___ DATA FOR PROCESSING ___
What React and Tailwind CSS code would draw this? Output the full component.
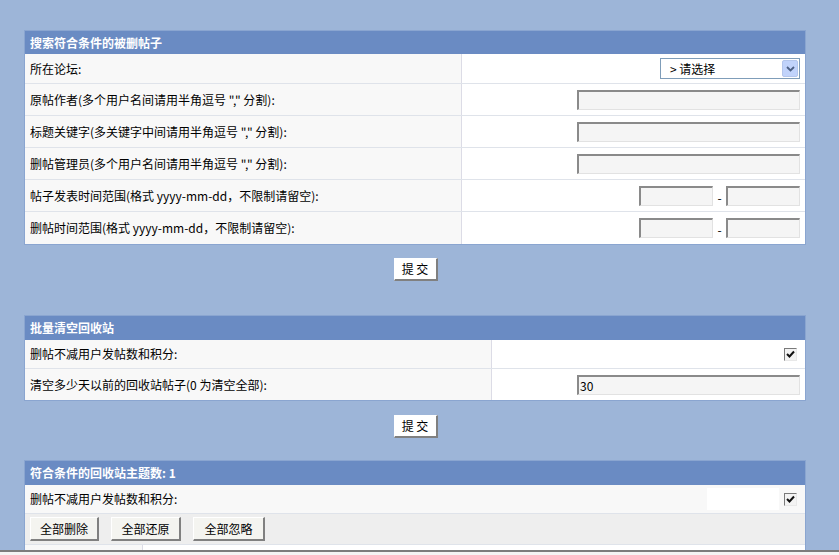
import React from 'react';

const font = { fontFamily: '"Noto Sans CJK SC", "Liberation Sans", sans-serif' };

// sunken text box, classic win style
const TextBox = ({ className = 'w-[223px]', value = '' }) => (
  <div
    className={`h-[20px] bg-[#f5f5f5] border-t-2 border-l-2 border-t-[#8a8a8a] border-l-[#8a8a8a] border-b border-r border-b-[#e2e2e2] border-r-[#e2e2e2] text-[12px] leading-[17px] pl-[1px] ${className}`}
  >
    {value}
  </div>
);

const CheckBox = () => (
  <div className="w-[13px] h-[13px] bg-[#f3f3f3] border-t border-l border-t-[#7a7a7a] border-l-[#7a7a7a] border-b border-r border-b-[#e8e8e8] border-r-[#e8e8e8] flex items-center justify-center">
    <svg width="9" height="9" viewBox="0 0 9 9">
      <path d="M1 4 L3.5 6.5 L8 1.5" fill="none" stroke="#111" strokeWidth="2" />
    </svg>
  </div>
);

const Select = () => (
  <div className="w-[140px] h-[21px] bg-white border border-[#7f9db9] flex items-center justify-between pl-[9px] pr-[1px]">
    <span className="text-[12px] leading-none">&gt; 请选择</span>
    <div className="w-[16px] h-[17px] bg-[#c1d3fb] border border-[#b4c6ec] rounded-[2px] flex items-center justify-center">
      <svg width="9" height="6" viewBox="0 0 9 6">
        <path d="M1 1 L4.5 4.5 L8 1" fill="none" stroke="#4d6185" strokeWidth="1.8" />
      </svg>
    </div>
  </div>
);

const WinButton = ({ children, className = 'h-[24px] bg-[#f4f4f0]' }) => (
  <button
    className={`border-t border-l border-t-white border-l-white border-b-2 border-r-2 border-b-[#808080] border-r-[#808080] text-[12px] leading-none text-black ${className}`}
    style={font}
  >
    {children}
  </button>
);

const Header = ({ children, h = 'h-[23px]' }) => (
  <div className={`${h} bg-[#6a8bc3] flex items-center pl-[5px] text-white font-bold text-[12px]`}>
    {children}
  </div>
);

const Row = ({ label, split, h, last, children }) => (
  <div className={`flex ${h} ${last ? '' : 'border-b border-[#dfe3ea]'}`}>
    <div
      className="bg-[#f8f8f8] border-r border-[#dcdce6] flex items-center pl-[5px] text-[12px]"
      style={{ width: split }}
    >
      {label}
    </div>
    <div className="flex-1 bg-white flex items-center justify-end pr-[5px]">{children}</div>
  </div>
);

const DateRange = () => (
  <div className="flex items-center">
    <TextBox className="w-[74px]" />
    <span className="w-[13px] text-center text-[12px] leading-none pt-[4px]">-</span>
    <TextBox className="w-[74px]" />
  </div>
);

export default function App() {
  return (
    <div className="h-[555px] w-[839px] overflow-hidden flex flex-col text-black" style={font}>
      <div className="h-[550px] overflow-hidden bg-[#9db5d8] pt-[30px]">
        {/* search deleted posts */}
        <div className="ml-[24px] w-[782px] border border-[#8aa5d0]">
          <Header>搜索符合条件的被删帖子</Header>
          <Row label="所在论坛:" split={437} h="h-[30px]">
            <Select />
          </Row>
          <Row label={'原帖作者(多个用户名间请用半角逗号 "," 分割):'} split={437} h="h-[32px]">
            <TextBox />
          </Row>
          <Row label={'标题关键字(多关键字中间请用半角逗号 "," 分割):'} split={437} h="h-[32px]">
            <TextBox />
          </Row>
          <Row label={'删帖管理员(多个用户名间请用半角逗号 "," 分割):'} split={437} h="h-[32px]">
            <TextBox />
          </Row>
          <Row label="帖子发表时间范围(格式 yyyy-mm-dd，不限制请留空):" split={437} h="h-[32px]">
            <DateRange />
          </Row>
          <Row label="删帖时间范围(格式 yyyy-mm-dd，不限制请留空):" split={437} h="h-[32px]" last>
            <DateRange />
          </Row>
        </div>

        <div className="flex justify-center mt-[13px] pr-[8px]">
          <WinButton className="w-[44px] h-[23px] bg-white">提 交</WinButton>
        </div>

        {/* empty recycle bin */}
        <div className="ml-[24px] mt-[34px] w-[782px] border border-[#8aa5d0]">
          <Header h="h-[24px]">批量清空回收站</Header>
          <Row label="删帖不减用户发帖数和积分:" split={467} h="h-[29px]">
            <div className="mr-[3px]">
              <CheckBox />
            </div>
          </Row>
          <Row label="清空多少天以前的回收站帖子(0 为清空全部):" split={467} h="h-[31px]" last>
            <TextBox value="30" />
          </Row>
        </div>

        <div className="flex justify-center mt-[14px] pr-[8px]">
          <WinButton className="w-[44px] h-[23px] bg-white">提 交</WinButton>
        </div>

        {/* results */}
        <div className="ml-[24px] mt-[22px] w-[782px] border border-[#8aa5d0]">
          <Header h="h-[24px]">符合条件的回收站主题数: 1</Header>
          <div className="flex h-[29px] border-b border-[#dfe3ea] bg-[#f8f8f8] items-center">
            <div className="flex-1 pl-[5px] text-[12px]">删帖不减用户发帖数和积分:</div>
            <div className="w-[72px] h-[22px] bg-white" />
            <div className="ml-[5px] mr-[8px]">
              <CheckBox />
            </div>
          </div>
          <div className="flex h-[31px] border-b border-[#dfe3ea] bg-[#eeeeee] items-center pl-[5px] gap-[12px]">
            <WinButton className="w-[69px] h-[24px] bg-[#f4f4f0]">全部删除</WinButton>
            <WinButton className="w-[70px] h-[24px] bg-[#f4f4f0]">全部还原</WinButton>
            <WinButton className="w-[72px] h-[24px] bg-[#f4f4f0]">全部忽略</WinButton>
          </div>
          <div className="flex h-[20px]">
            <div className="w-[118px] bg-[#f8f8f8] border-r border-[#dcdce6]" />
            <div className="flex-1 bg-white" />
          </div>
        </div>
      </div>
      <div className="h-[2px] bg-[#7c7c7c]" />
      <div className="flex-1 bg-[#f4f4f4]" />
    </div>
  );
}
___
___ DATA FOR PROCESSING ___
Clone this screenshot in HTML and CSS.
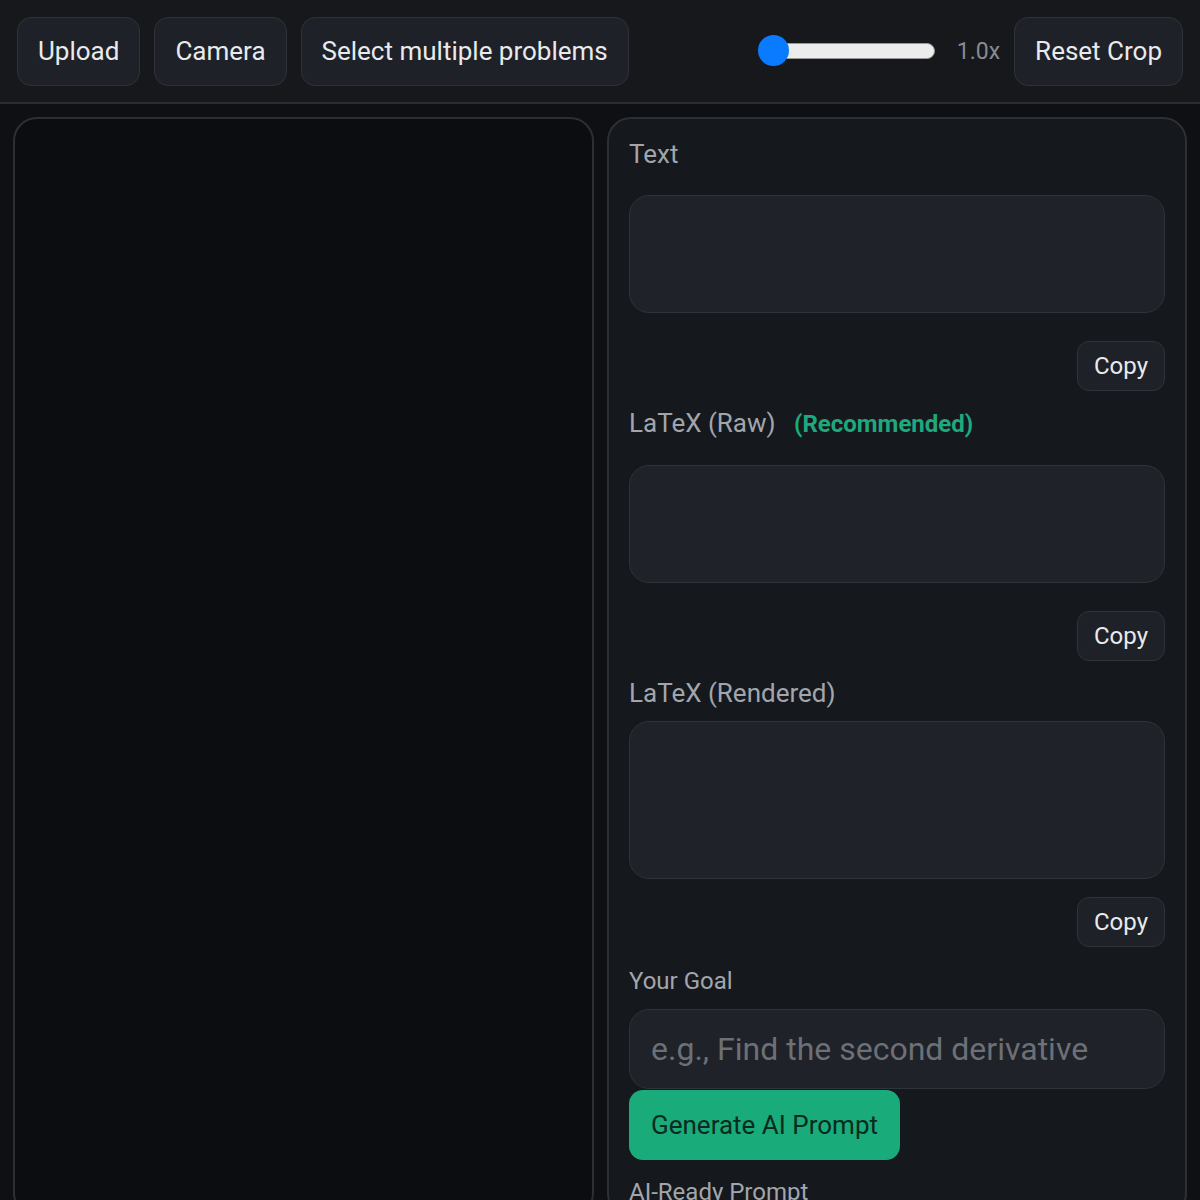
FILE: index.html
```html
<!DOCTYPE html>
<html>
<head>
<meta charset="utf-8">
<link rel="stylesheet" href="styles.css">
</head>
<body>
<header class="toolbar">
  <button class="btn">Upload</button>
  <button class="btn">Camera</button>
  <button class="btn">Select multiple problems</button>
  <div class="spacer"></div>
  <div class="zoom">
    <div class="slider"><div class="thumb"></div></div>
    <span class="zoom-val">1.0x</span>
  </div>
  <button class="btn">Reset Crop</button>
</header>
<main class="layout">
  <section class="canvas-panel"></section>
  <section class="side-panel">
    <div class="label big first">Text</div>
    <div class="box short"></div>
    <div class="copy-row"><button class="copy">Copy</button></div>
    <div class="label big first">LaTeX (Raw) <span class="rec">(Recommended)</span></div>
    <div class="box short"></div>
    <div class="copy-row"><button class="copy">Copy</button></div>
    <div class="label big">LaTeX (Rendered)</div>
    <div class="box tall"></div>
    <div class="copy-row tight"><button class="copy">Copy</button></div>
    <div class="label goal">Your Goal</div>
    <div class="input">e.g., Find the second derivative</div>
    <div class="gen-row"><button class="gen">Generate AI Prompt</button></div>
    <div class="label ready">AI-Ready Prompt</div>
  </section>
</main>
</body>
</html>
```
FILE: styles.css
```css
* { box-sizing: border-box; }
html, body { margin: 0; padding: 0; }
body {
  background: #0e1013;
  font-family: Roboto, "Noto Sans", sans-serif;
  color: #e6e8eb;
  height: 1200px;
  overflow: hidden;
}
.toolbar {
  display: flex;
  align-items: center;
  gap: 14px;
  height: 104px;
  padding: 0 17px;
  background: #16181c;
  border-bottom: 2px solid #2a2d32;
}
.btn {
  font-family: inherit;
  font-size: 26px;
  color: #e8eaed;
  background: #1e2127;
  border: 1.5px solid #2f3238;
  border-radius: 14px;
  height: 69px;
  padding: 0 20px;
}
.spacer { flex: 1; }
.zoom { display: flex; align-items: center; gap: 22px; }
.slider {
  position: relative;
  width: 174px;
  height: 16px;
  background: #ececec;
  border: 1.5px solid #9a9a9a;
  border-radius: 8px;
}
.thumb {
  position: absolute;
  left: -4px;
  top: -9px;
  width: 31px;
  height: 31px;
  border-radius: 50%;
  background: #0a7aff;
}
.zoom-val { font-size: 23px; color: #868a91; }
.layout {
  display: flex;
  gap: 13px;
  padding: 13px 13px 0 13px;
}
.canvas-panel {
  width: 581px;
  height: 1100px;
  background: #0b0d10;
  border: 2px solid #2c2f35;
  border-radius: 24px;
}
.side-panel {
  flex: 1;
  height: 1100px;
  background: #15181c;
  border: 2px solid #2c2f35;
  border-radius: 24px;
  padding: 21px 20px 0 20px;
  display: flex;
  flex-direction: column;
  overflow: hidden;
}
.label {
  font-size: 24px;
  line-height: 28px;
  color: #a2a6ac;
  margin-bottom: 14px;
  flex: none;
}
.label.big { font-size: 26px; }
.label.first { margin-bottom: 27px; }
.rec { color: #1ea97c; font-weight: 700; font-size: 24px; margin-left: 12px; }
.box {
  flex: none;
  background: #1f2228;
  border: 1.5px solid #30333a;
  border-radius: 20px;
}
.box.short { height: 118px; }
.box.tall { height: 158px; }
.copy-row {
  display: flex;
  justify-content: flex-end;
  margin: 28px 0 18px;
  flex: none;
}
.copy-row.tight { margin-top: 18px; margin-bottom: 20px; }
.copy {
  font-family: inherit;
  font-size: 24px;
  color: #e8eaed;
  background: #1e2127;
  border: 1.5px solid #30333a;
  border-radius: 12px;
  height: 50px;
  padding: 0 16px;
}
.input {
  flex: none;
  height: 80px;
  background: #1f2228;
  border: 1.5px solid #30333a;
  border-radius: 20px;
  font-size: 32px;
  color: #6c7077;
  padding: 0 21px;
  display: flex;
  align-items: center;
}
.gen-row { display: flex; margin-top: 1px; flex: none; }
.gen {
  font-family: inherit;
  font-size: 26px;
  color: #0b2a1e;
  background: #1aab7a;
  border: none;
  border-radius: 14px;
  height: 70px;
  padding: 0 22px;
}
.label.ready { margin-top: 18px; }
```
___
### WHAT YOU HAVE TO DO:
In the listing, how many lines hold "React"? Answer with a bare number.

### FULL RESPONSE:
2